Stored data ▸
==========
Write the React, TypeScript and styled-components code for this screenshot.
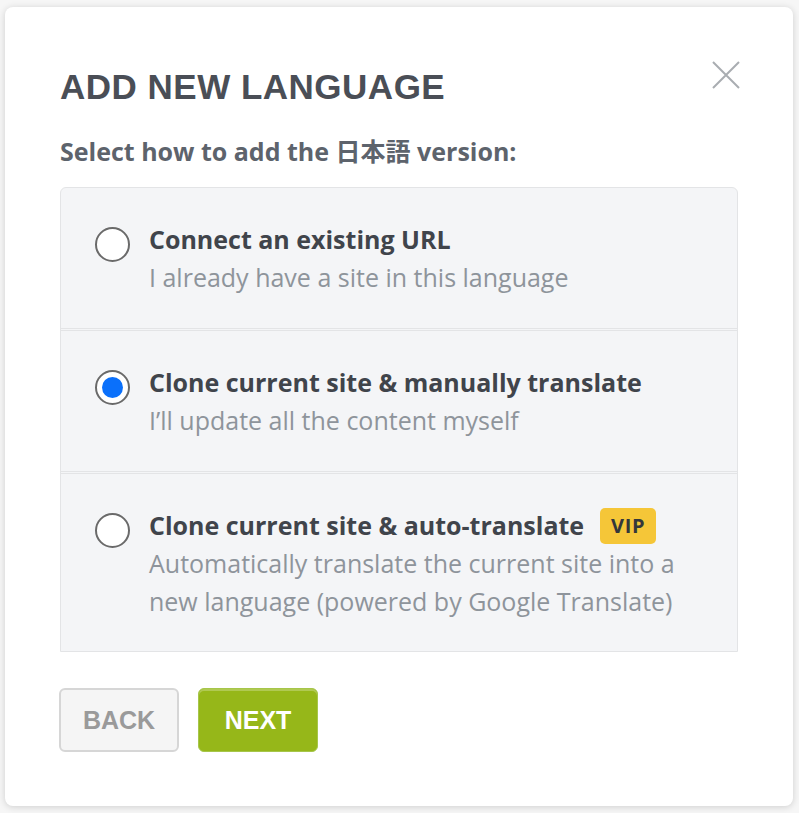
==========
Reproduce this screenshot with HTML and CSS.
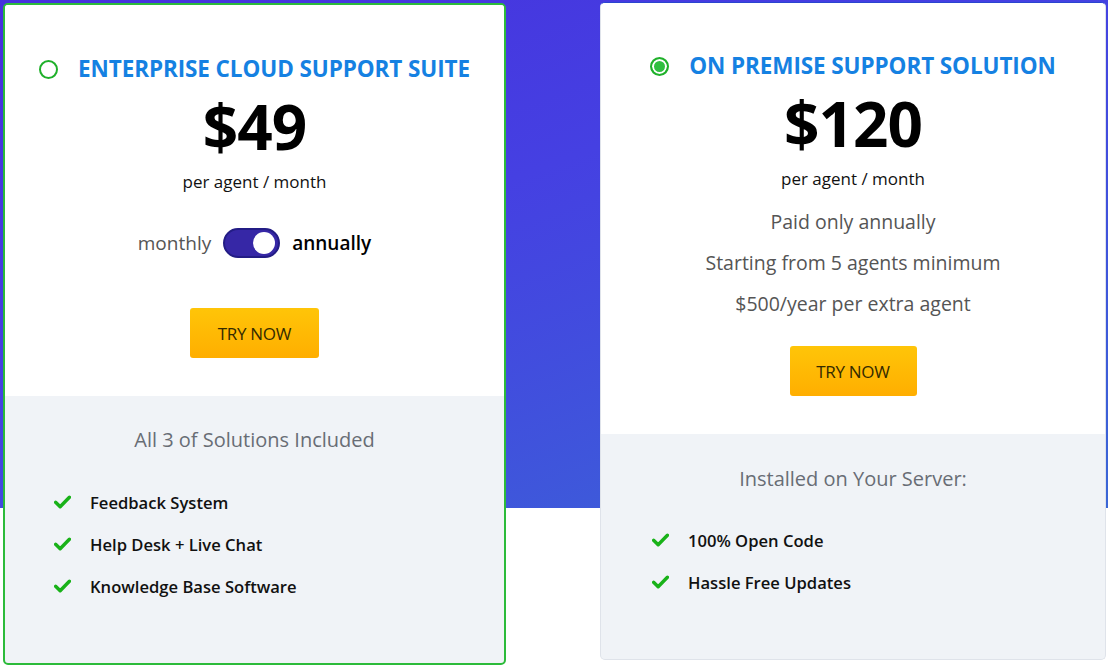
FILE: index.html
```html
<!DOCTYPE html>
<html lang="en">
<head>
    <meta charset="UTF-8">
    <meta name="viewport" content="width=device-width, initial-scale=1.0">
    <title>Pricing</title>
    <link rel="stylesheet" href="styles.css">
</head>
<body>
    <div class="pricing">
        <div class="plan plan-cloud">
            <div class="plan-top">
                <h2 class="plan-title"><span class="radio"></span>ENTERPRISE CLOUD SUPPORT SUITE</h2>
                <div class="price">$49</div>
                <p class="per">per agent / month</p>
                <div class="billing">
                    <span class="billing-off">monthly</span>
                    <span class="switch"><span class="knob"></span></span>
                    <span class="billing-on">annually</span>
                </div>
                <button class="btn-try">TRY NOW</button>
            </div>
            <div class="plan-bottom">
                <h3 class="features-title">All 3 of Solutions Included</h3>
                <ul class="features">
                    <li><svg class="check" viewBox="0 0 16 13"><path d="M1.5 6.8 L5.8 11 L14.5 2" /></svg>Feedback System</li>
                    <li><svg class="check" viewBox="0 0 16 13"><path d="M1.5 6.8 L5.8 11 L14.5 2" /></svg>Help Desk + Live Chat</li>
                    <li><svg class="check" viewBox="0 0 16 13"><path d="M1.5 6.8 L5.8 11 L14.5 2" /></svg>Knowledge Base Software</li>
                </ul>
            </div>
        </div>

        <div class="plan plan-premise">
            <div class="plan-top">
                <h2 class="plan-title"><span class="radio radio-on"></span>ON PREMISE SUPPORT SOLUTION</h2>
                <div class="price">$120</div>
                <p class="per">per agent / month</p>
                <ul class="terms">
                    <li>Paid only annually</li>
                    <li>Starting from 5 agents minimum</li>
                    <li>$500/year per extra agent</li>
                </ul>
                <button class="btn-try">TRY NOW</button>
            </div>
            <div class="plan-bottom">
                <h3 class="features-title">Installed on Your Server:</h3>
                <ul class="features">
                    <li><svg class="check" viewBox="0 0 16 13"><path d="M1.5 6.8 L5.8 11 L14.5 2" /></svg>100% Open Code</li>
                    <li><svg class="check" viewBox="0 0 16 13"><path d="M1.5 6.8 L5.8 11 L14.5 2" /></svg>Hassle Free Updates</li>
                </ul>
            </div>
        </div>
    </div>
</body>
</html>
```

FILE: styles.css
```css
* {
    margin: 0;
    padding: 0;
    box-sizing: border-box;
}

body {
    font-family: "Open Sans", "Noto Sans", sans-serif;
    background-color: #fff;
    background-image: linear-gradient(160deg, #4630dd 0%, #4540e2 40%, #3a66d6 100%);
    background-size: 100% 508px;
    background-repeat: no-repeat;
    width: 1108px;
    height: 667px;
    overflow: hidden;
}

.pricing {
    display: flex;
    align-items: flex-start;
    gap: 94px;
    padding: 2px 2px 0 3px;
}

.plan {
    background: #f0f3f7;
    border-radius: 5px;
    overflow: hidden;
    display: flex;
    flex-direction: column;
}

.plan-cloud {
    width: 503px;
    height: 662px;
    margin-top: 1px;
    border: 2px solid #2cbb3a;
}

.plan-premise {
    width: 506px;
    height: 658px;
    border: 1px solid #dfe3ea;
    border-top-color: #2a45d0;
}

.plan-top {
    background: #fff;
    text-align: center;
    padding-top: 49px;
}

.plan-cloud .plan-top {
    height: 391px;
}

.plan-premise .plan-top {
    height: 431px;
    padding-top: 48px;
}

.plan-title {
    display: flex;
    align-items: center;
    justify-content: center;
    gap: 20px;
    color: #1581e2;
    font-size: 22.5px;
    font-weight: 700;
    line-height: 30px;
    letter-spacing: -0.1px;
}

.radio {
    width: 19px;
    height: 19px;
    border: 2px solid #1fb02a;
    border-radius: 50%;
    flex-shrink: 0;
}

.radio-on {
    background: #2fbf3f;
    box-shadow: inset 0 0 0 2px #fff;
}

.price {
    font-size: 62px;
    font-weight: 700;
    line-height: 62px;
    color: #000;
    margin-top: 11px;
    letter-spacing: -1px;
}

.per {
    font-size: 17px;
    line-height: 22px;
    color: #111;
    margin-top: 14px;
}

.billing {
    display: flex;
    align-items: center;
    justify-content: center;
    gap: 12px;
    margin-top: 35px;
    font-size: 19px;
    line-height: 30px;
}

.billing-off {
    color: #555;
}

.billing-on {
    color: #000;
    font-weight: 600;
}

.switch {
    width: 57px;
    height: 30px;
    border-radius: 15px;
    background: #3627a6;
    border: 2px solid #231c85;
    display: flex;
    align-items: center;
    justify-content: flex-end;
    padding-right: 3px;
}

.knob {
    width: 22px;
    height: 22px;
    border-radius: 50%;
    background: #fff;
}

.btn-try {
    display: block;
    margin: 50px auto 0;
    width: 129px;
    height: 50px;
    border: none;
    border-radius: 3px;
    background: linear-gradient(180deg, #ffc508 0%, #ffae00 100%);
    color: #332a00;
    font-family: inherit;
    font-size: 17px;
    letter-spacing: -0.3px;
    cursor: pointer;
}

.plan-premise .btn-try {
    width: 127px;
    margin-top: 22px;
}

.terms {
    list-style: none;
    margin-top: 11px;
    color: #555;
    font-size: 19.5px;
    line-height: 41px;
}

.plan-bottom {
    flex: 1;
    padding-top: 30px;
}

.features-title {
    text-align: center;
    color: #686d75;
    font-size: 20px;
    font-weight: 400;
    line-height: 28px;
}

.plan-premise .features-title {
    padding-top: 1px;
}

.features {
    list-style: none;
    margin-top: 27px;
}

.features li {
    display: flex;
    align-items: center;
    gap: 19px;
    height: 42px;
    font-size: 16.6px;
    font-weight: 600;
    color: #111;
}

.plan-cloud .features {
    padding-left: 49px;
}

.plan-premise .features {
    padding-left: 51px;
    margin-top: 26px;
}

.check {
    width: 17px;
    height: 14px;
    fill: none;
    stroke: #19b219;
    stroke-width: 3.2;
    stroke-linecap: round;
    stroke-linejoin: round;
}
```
==========
What you need to do ▸
Filter the records above for "screenshot" and copy every matching line.

Worked solution ▸
Write the React, TypeScript and styled-components code for this screenshot.
Reproduce this screenshot with HTML and CSS.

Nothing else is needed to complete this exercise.